> _Exercise task_: Pick out the lines in the listing below that contain the word "screenshot" and copy them.

'''

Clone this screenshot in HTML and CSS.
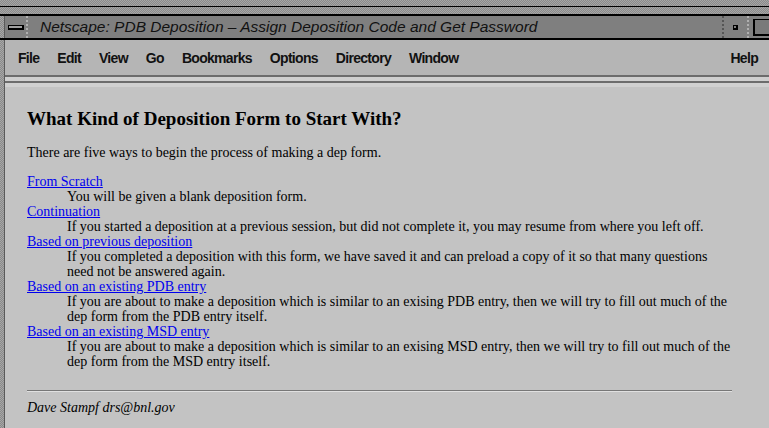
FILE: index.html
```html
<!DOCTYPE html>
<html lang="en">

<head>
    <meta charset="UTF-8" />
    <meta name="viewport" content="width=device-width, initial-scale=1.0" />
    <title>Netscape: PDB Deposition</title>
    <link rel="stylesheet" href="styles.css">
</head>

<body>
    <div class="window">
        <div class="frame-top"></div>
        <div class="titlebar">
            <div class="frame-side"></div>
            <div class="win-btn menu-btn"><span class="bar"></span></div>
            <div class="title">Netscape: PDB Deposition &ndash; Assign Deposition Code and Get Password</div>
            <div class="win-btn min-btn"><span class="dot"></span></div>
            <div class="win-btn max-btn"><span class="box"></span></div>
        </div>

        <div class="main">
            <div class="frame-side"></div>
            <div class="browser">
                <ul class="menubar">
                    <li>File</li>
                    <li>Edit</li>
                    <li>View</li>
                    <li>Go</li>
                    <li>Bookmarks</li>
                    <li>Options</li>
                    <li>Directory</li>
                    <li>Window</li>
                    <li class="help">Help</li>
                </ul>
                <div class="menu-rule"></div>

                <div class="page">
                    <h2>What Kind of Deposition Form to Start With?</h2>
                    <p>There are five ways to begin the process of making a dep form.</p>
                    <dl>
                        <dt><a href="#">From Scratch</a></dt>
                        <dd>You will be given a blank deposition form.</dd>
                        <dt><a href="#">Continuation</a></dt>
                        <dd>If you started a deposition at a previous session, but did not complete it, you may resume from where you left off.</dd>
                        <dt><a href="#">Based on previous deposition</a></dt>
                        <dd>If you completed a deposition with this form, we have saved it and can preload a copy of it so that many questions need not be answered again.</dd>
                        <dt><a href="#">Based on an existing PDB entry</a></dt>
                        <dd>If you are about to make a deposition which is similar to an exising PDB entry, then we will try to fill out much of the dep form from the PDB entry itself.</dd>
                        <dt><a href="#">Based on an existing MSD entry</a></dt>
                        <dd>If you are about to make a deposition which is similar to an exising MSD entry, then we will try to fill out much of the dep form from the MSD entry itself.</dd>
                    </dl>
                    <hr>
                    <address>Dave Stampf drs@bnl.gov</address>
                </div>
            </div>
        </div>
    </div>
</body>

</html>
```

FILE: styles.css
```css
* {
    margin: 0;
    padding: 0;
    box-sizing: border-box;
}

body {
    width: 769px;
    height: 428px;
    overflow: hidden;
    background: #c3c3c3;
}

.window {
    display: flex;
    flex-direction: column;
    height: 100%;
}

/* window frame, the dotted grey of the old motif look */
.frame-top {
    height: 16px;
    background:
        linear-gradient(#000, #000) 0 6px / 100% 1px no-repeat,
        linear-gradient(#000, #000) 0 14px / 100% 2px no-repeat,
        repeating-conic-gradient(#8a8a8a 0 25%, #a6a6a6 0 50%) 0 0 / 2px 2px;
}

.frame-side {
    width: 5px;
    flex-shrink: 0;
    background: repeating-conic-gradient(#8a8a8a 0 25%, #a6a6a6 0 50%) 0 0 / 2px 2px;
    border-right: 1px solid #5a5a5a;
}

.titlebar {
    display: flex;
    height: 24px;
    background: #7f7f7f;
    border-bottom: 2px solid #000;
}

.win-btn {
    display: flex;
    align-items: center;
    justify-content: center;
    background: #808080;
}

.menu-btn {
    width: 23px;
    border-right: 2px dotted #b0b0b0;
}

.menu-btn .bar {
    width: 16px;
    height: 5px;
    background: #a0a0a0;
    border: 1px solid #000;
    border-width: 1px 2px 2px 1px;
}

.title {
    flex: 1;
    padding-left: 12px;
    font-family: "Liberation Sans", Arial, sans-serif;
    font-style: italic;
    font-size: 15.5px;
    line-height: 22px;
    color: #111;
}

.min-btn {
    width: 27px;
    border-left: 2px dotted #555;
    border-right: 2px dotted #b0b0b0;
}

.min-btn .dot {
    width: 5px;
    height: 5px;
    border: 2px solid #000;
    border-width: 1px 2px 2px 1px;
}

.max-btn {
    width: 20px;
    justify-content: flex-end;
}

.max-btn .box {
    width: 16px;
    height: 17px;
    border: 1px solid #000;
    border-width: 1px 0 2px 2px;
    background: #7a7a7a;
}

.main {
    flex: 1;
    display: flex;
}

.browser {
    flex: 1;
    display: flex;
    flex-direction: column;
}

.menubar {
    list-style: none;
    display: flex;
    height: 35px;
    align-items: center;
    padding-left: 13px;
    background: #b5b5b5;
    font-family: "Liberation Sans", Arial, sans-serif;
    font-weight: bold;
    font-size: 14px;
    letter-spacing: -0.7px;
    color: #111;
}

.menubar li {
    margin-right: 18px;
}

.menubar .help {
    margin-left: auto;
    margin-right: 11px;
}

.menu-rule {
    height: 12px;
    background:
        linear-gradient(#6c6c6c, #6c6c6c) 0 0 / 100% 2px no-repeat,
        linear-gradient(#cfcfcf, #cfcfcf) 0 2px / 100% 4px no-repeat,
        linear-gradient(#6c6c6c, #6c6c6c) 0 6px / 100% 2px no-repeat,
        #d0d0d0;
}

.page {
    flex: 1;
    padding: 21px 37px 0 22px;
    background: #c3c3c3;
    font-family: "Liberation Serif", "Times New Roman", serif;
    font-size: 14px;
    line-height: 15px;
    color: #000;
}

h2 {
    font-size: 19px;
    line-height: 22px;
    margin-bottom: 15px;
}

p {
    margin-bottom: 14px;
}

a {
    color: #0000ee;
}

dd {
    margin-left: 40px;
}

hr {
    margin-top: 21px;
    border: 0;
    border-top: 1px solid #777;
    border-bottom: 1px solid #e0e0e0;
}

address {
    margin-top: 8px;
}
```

'''
'''

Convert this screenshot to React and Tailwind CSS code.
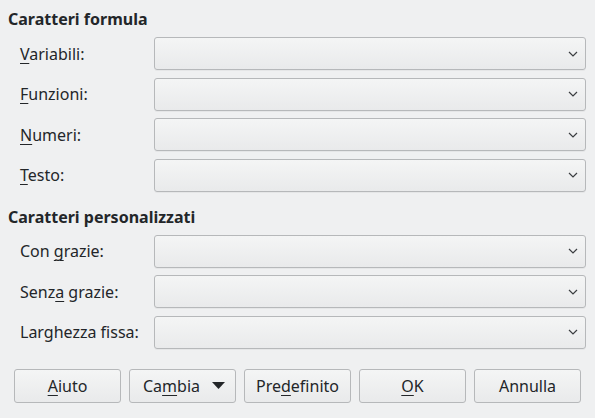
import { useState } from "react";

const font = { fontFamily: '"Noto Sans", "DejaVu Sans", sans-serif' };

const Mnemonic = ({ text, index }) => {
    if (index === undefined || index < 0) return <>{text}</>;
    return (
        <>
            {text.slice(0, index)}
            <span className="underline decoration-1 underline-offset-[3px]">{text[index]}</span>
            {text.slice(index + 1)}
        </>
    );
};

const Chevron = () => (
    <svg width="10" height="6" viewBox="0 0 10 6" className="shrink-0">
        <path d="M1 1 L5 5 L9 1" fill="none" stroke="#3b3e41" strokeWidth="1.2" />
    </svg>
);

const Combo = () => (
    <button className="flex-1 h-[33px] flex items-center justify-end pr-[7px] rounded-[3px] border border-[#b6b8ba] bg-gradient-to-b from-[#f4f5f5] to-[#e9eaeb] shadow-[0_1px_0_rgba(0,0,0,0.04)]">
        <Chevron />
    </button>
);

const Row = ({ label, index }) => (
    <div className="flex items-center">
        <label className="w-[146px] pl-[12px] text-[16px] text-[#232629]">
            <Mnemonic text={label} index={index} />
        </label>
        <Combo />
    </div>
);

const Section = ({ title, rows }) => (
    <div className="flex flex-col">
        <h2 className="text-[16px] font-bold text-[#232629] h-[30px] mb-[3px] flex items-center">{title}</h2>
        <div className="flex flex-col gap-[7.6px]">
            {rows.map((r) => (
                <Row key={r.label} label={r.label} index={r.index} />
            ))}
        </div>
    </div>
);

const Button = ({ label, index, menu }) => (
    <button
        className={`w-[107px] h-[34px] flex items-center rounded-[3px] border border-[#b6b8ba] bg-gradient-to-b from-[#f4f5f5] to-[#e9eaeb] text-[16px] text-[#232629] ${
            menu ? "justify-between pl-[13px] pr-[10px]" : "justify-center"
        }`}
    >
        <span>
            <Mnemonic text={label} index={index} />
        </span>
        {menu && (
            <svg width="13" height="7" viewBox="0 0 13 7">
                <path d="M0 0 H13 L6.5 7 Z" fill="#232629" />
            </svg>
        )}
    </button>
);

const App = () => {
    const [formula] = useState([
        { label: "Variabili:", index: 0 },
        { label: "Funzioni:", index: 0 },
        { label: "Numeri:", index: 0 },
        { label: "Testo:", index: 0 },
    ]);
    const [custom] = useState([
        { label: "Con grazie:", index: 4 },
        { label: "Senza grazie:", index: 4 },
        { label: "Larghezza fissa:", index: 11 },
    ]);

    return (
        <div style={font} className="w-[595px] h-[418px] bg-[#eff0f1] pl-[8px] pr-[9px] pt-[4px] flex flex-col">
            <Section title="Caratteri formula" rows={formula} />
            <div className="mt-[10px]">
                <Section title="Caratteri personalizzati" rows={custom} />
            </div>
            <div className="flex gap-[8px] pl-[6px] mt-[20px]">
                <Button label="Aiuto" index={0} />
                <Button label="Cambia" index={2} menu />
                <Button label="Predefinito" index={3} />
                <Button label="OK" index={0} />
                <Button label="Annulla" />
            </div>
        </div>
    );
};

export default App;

'''

> _Full response_:
Clone this screenshot in HTML and CSS.
Convert this screenshot to React and Tailwind CSS code.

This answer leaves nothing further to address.